Auch Franzens Sohn Mario ist von der enormen Anteilnahme der Kölnerinnen und Kölner ergriffen: "Ich möchte mich bei allen bedanken, dass ihr so zahlreich erschienen seid", erklärt er, "mein Vater wäre sehr stolz, wenn er das sehen könnte". Dass Franzen mehr gewesen ist, als der 'beste Straßenkämpfer des Miljös'" und auch eine andere, eine zarte Seite hatte, wird bei den Worten des Sohnes schnell ersichtlich: "Meinen Vater hat eine ganz spezielle Magie umgeben. Wenn er in den Raum kam, strahlte er immer so eine Wärme und Energie aus."
Bestatter erlässt Familie die Kosten
Im Vorfeld der Beerdigung hatten der lange Tünn und Franzens Freunde vom Motorradclub "Die Tafelrunde" eine Spendenaktion ins Lebens gerufen, um der einstigen "Miljö"-Größe eine würdevolle Trauerfeier geben zu können. An der Spendenaktion hatten sich über 500 Personen beteiligt, dabei kostet die Beerdigung Franzens Familie am Ende keinen Cent: Gökhan Yüksel vom Bestattungsunternehmen Paulinenhof erlässt den Angehörigen die Kosten für die Trauerfeier.
"Auch ich habe meinen Vater verloren", sagt er in Richtung von Franzens Sohn Mario, "und jetzt durchlebe ich diese schwere Zeit mit euch noch einmal". Yüksel, dem die Familie Franzen über die letzten Wochen ans Herz gewachsen sei, verzichte deswegen auf seine Bezahlung: "Egal wie viel Geld ich kriegen würde, ich könnte dir deinen Vater nicht wiederholen", so der Bestatter, der "Karate Jacky" selbst noch "von der Straße" kannte. Nun sollen die gesammelten Spenden an soziale Initiativen gehen, um sie bei ihrer Arbeit zu unterstützen.

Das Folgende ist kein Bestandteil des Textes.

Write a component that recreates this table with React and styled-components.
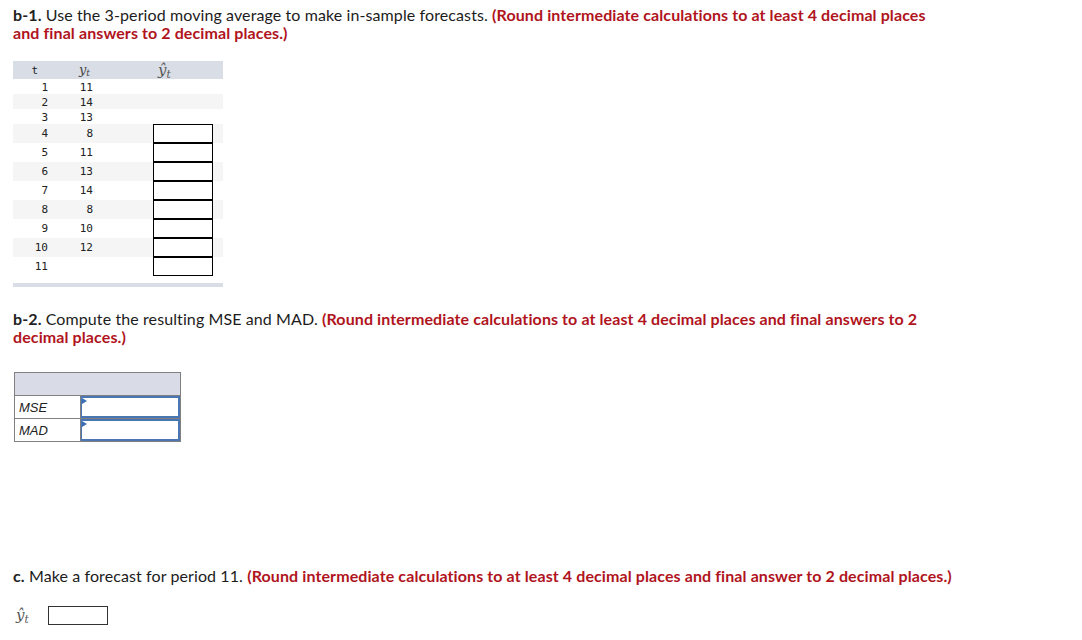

Franzen bleibt in Erinnerung
Nacheinander treten die Trauernden an das Urnengrab, um sich von ihrem Verwandten, Freund und Weggefährten zu verabschieden. Die Musiker Stefan Dahm und J.P. Weber begleiten die Zeremonie musikalisch. Franzen, so scheint es, wird den Kölnern wohl noch für eine lange Zeit in Erinnerung bleiben: Franzen, der Straßenkämpfer. Franzen, der Freund und Vater. Franzen, der den schwersten Kampf seines Lebens schlussendlich mit sich selbst ausfechten musste. "Just a man and his will to survive."